DATA PROVIDED ▸
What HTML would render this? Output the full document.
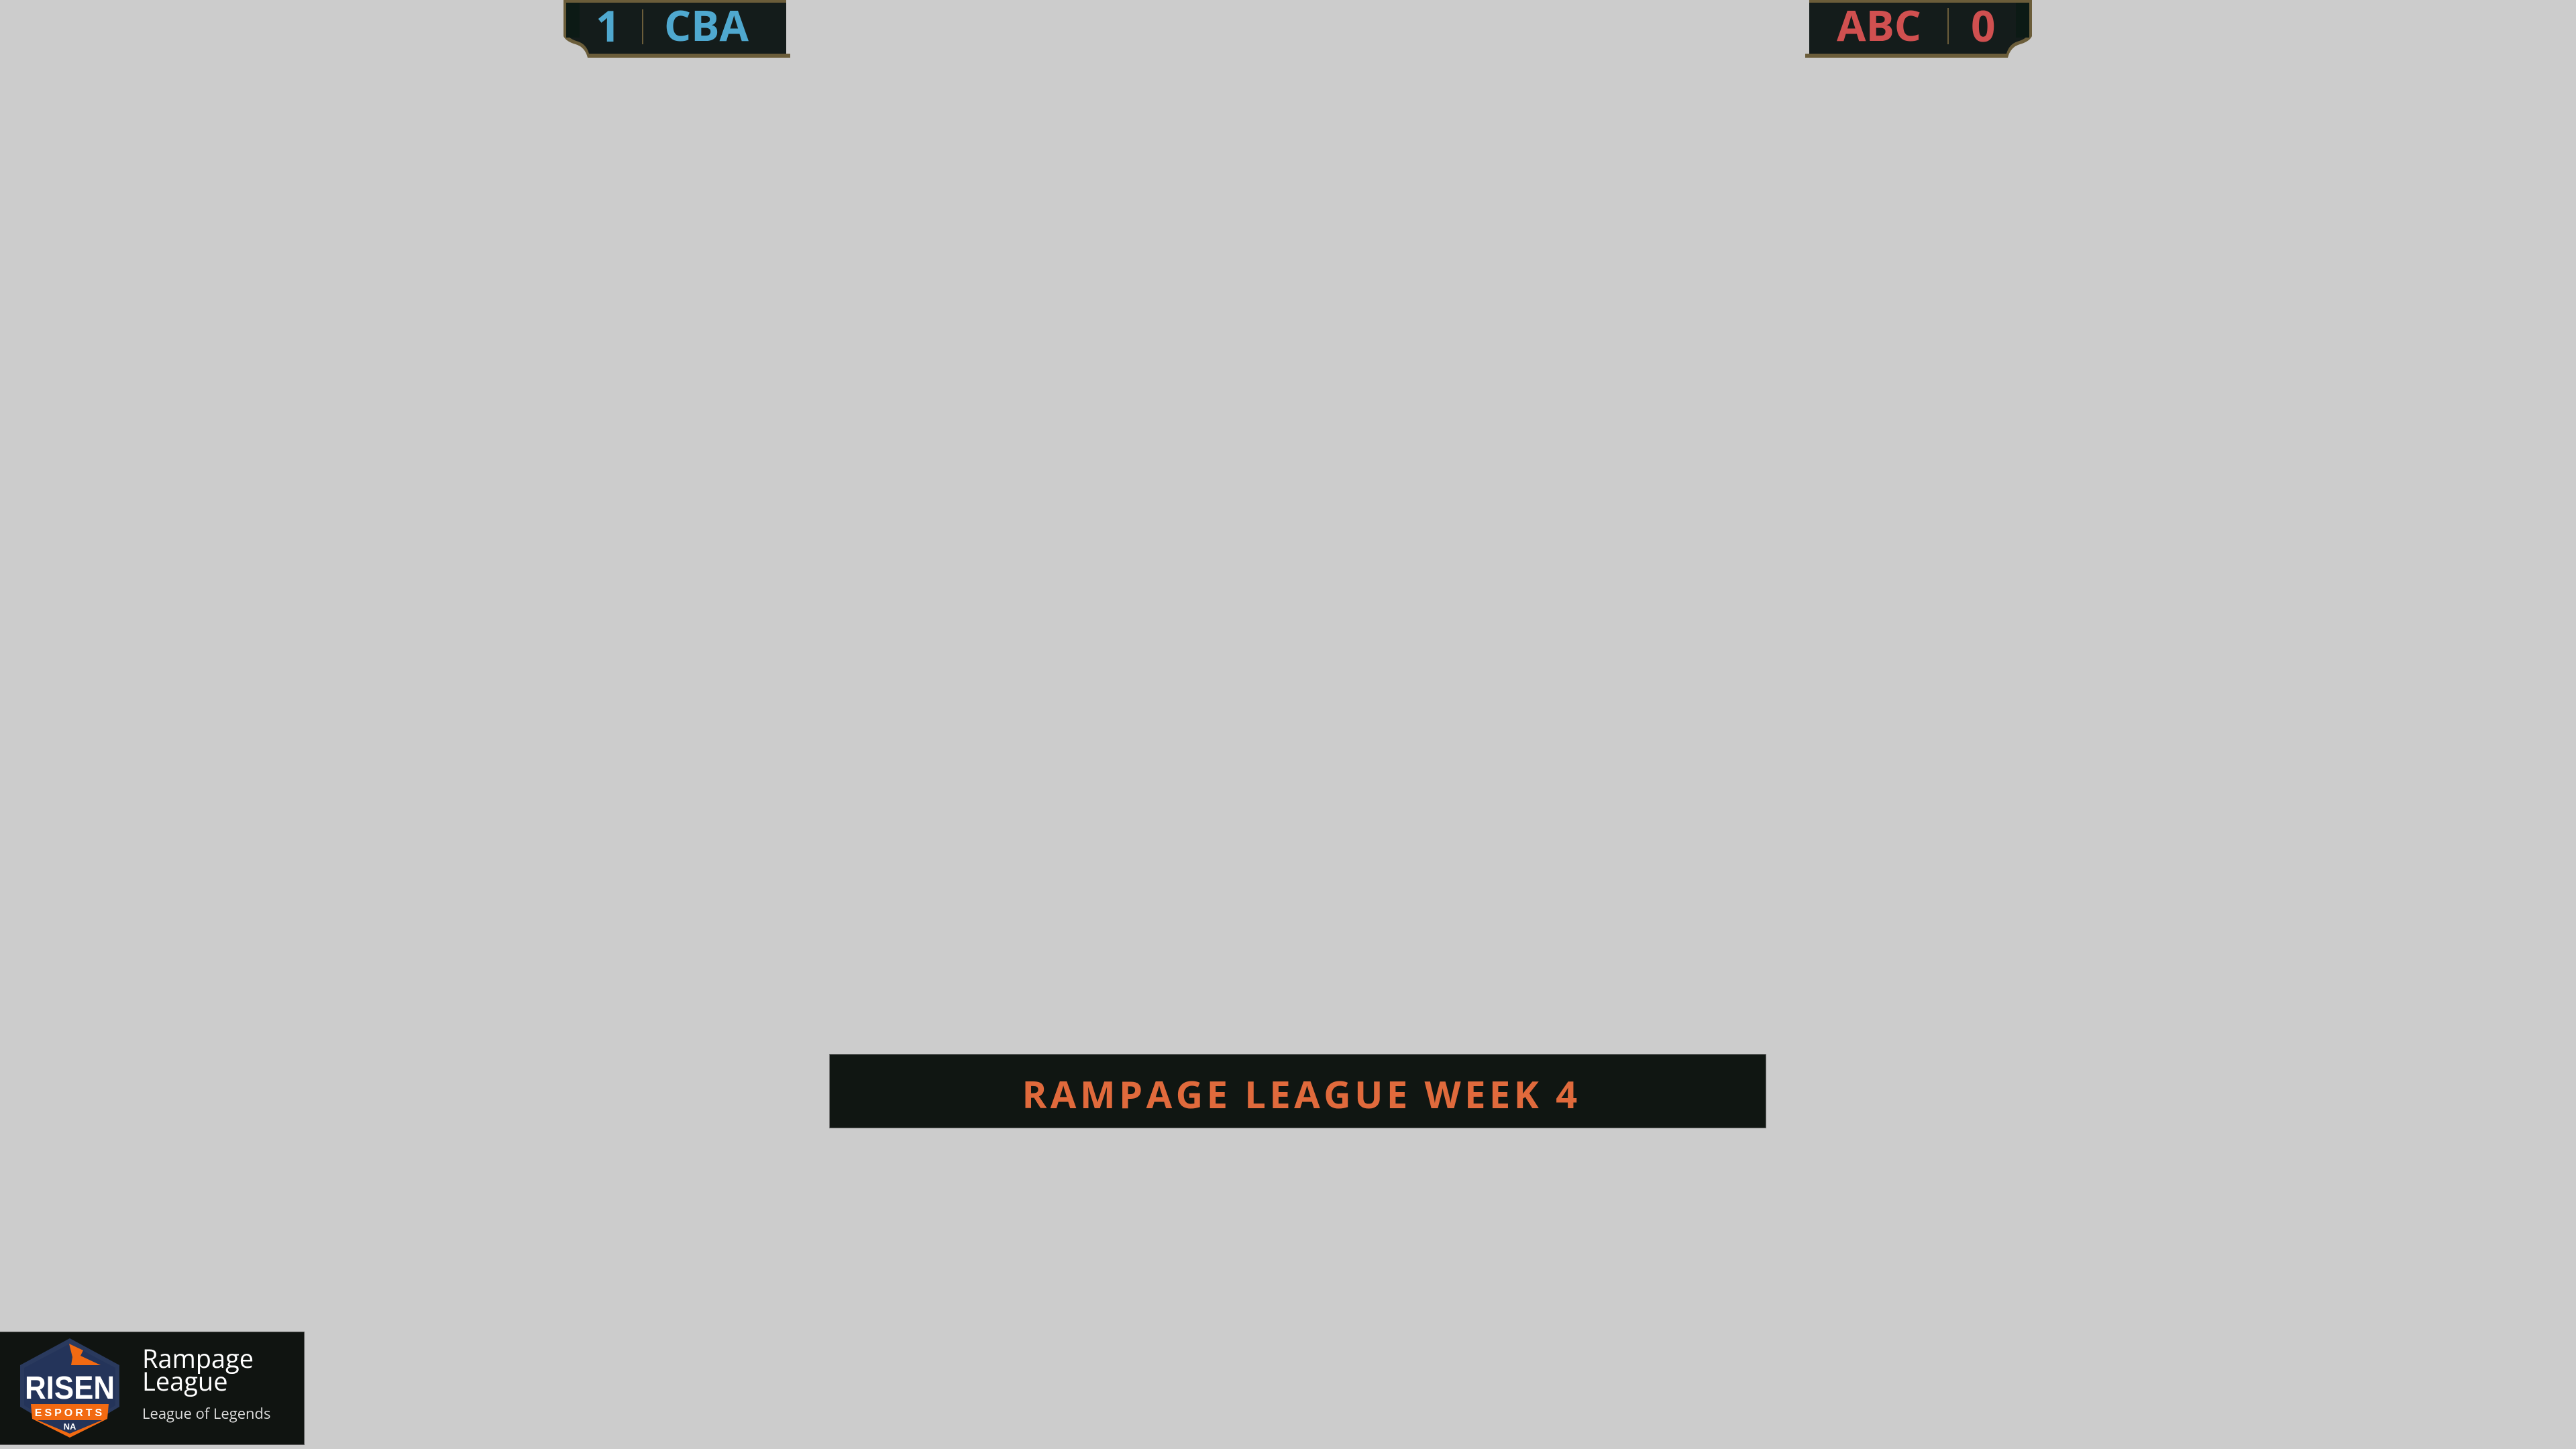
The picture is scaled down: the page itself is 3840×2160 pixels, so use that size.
<!DOCTYPE html>
<html><head><meta charset="utf-8"><style>
html,body{margin:0;padding:0}
body{width:3840px;height:2160px;background:#cccccc;position:relative;overflow:hidden;font-family:"Open Sans","Liberation Sans","DejaVu Sans",sans-serif}
.abs{position:absolute}
.t{font-weight:bold;line-height:1;white-space:nowrap}
</style></head><body>

<!-- left score box -->
<svg class="abs" style="left:836px;top:0" width="350" height="90" viewBox="0 0 350 90">
  <path d="M4 0 H336 V80 H342 V86 H40 Q36 70 22 66 Q8 62 4 54 Z" fill="#6b5d3a"/>
  <path d="M8 0 H336 V80 H42 Q38 66 26 62 Q12 58 8 50 Z" fill="#141c1b"/>
  <rect x="8" y="0" width="20" height="56" fill="#0c1a15"/>
  <rect x="8" y="0" width="328" height="4" fill="#6b5d3a"/>
  <rect x="121" y="14" width="2" height="52" fill="#6b5d3a"/>
</svg>
<div class="abs t" style="left:888px;top:6px;font-size:64px;color:#4fa8cf">1</div>
<div class="abs t" style="left:990px;top:6px;font-size:63px;color:#4fa8cf">CBA</div>

<!-- right score box -->
<svg class="abs" style="left:2683px;top:0" width="350" height="90" viewBox="0 0 350 90">
  <g transform="translate(350,0) scale(-1,1)">
  <path d="M4 0 H336 V80 H342 V86 H40 Q36 70 22 66 Q8 62 4 54 Z" fill="#6b5d3a"/>
  <path d="M8 0 H336 V80 H42 Q38 66 26 62 Q12 58 8 50 Z" fill="#141c1b"/>
  <rect x="8" y="0" width="20" height="56" fill="#0c1a15"/>
  <rect x="8" y="0" width="328" height="4" fill="#6b5d3a"/>
  <rect x="128" y="12" width="2" height="54" fill="#6b5d3a"/>
  </g>
</svg>
<div class="abs t" style="left:2738px;top:6px;font-size:63px;color:#d05050">ABC</div>
<div class="abs t" style="left:2938px;top:6px;font-size:64px;color:#d05050">0</div>

<!-- bottom banner -->
<div class="abs" style="left:1236px;top:1571px;width:1395px;height:109px;background:#101612;border:1px solid #777"></div>
<div class="abs t" style="left:1242px;top:1603px;width:1396px;text-align:center;font-size:56px;letter-spacing:5.4px;color:#e06a3c">RAMPAGE LEAGUE WEEK 4</div>

<!-- logo box -->
<div class="abs" style="left:0;top:1985px;width:453px;height:167px;background:#101411;border:1px solid #555;border-left:none"></div>
<svg class="abs" style="left:26px;top:1993px" width="156" height="150" viewBox="0 0 156 150">
  <polygon points="78,2 152,42 152,104 78,148 4,104 4,42" fill="#2a3a5e"/>
  <polygon points="78,10 146,46 146,102 78,142 10,102 10,46" fill="#24345a"/>
  <polygon points="77,10 98,20 94,28 124,42 80,42 82,30" fill="#f26a12"/>
  <text x="78" y="92" text-anchor="middle" font-family="Liberation Sans, sans-serif" font-weight="bold" font-size="48" fill="#fff" textLength="134" lengthAdjust="spacingAndGlyphs">RISEN</text>
  <polygon points="20,100 136,100 134,122 22,122" fill="#f26a12"/>
  <text x="78" y="118" text-anchor="middle" font-family="Liberation Sans, sans-serif" font-weight="bold" font-size="16" fill="#fff" letter-spacing="4">ESPORTS</text>
  <polygon points="22,122 134,122 78,150" fill="#f26a12"/>
  <polygon points="30,124 126,124 78,144" fill="#24345a"/>
  <text x="78" y="138" text-anchor="middle" font-family="Liberation Sans, sans-serif" font-weight="bold" font-size="13" fill="#fff">NA</text>
</svg>
<div class="abs" style="left:212px;top:2008px;font-size:38px;line-height:34px;color:#fff">Rampage<br>League</div>
<div class="abs" style="left:212px;top:2092px;font-size:22px;color:#ddd">League of Legends</div>

</body></html>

EXERCISE INSTRUCTIONS ▸ From the listing, extract all text exactly as given and drop any picture.

CORRECT RESPONSE ▸
What HTML would render this? Output the full document.
The picture is scaled down: the page itself is 3840×2160 pixels, so use that size.
<!DOCTYPE html>
<html><head><meta charset="utf-8"><style>
html,body{margin:0;padding:0}
body{width:3840px;height:2160px;background:#cccccc;position:relative;overflow:hidden;font-family:"Open Sans","Liberation Sans","DejaVu Sans",sans-serif}
.abs{position:absolute}
.t{font-weight:bold;line-height:1;white-space:nowrap}
</style></head><body>

<!-- left score box -->
<svg class="abs" style="left:836px;top:0" width="350" height="90" viewBox="0 0 350 90">
  <path d="M4 0 H336 V80 H342 V86 H40 Q36 70 22 66 Q8 62 4 54 Z" fill="#6b5d3a"/>
  <path d="M8 0 H336 V80 H42 Q38 66 26 62 Q12 58 8 50 Z" fill="#141c1b"/>
  <rect x="8" y="0" width="20" height="56" fill="#0c1a15"/>
  <rect x="8" y="0" width="328" height="4" fill="#6b5d3a"/>
  <rect x="121" y="14" width="2" height="52" fill="#6b5d3a"/>
</svg>
<div class="abs t" style="left:888px;top:6px;font-size:64px;color:#4fa8cf">1</div>
<div class="abs t" style="left:990px;top:6px;font-size:63px;color:#4fa8cf">CBA</div>

<!-- right score box -->
<svg class="abs" style="left:2683px;top:0" width="350" height="90" viewBox="0 0 350 90">
  <g transform="translate(350,0) scale(-1,1)">
  <path d="M4 0 H336 V80 H342 V86 H40 Q36 70 22 66 Q8 62 4 54 Z" fill="#6b5d3a"/>
  <path d="M8 0 H336 V80 H42 Q38 66 26 62 Q12 58 8 50 Z" fill="#141c1b"/>
  <rect x="8" y="0" width="20" height="56" fill="#0c1a15"/>
  <rect x="8" y="0" width="328" height="4" fill="#6b5d3a"/>
  <rect x="128" y="12" width="2" height="54" fill="#6b5d3a"/>
  </g>
</svg>
<div class="abs t" style="left:2738px;top:6px;font-size:63px;color:#d05050">ABC</div>
<div class="abs t" style="left:2938px;top:6px;font-size:64px;color:#d05050">0</div>

<!-- bottom banner -->
<div class="abs" style="left:1236px;top:1571px;width:1395px;height:109px;background:#101612;border:1px solid #777"></div>
<div class="abs t" style="left:1242px;top:1603px;width:1396px;text-align:center;font-size:56px;letter-spacing:5.4px;color:#e06a3c">RAMPAGE LEAGUE WEEK 4</div>

<!-- logo box -->
<div class="abs" style="left:0;top:1985px;width:453px;height:167px;background:#101411;border:1px solid #555;border-left:none"></div>
<svg class="abs" style="left:26px;top:1993px" width="156" height="150" viewBox="0 0 156 150">
  <polygon points="78,2 152,42 152,104 78,148 4,104 4,42" fill="#2a3a5e"/>
  <polygon points="78,10 146,46 146,102 78,142 10,102 10,46" fill="#24345a"/>
  <polygon points="77,10 98,20 94,28 124,42 80,42 82,30" fill="#f26a12"/>
  <text x="78" y="92" text-anchor="middle" font-family="Liberation Sans, sans-serif" font-weight="bold" font-size="48" fill="#fff" textLength="134" lengthAdjust="spacingAndGlyphs">RISEN</text>
  <polygon points="20,100 136,100 134,122 22,122" fill="#f26a12"/>
  <text x="78" y="118" text-anchor="middle" font-family="Liberation Sans, sans-serif" font-weight="bold" font-size="16" fill="#fff" letter-spacing="4">ESPORTS</text>
  <polygon points="22,122 134,122 78,150" fill="#f26a12"/>
  <polygon points="30,124 126,124 78,144" fill="#24345a"/>
  <text x="78" y="138" text-anchor="middle" font-family="Liberation Sans, sans-serif" font-weight="bold" font-size="13" fill="#fff">NA</text>
</svg>
<div class="abs" style="left:212px;top:2008px;font-size:38px;line-height:34px;color:#fff">Rampage<br>League</div>
<div class="abs" style="left:212px;top:2092px;font-size:22px;color:#ddd">League of Legends</div>

</body></html>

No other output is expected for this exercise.